I made it a couple of weeks ago when I last went camping so this was it’s second trip out into the wilds of West Sussex!

So there I was, minding my own business, floating around the campfire in my new maxi dress, relishing the soft swishes of viscose around my ankles with stars in the sky and Mr O at my feet. Doesn’t really get much better than this . . .

. . . then this happened . . .

Burda Maxi Dress photobombed

Right on cue!

It’s a small miracle I got the first picture sans bombing to be honest!

I was going to leave out the in-seam pockets to hurry the process. I never really got the excitement when other people go on about pockets. But I’m glad I did and boy do I understand now! Torch and lighter in one, cash and phone in the other. Look, no bag!

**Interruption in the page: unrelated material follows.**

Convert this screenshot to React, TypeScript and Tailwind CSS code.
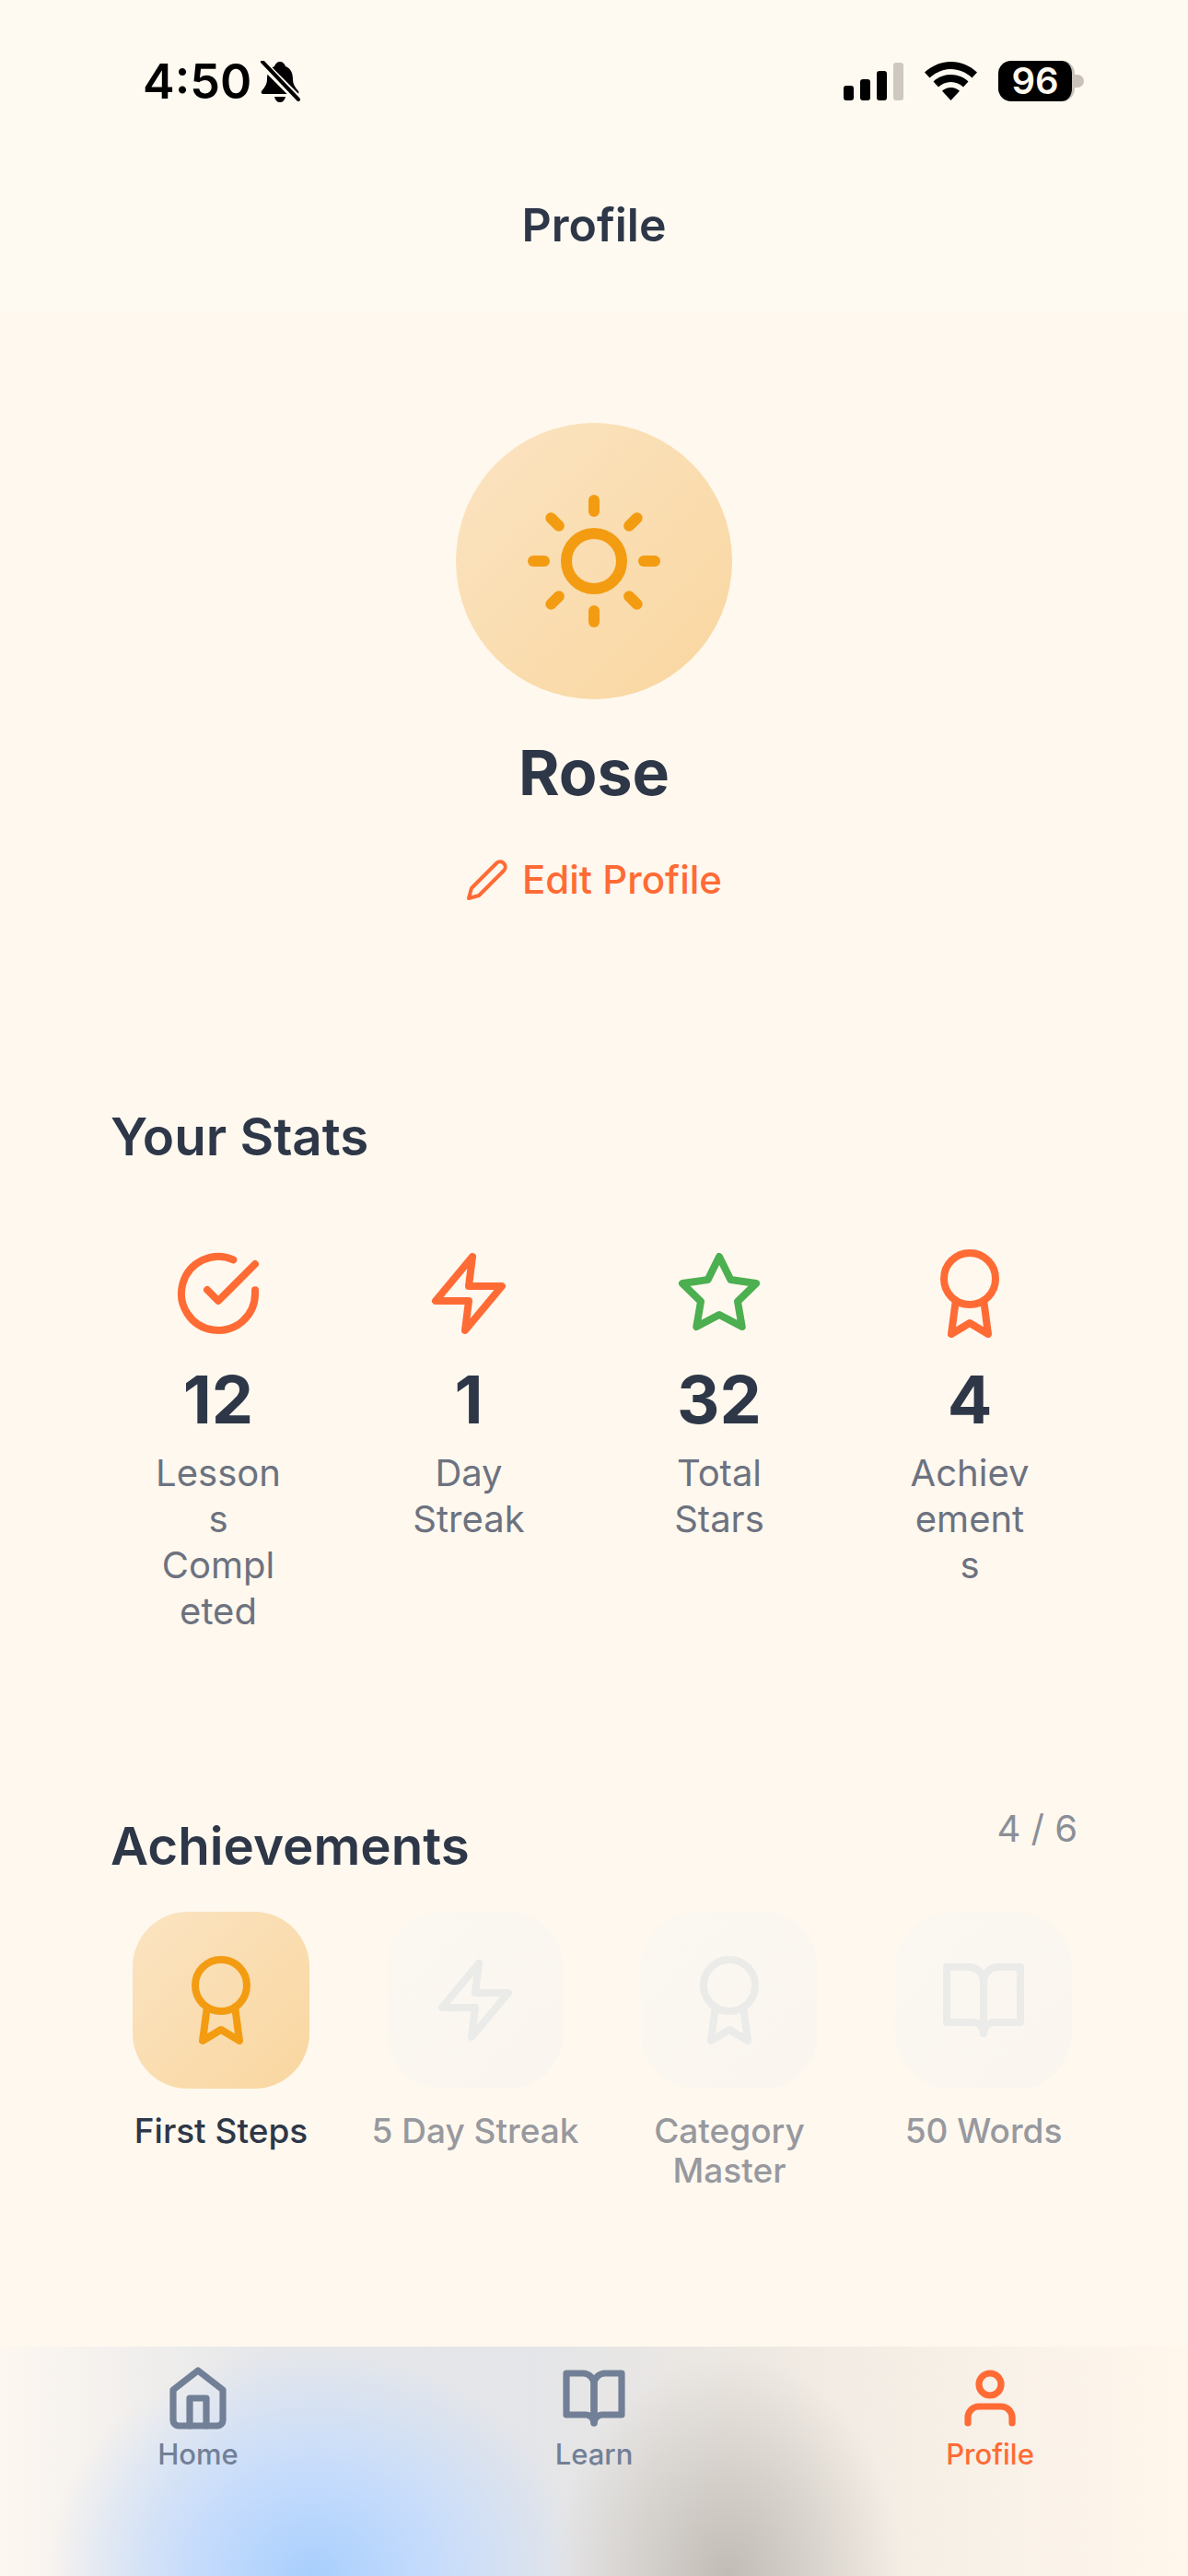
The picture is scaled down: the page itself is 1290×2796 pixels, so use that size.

And who wants serious posy photos any hoos?!

Burdastyle Maxi dress photobombed

You get to see how the straps separate at the back in the picture above. Clever, no?

You can also get an idea of how the elastic at the waist cinches the bodice in to create a much more flattering silhouette than it would have done otherwise!

You must also be feeling my delight at the depth of my in-seam pockets!

The bombing barrage came from nowhere. Actually it came from all angles. Sabotaged good and proper by a gang of onesie-clad cheeky girls!

Photobombed by onesie girls

The absolute cheek of it!

photobombed by the girls

Hang on a minute. Remind me whose shoot this was?

There was only one thing for it . . .

Maxi dress bombs the children

Seriously ladies, this dress is great for camping. It’s great for slinking down the shops too. And methinks in a drapey sandwashed silk it would be super sexy and glamourous, no?!

If you don’t have May’s Burdastyle mag then here’s a link to where you can download a pdf pattern.

And for anyone who is keen to know more about the delights of viscose, here is a fine clarification of the making process and its properties.

Hope you all had fun sewing times this weekend. Or maybe you were out camping it up too?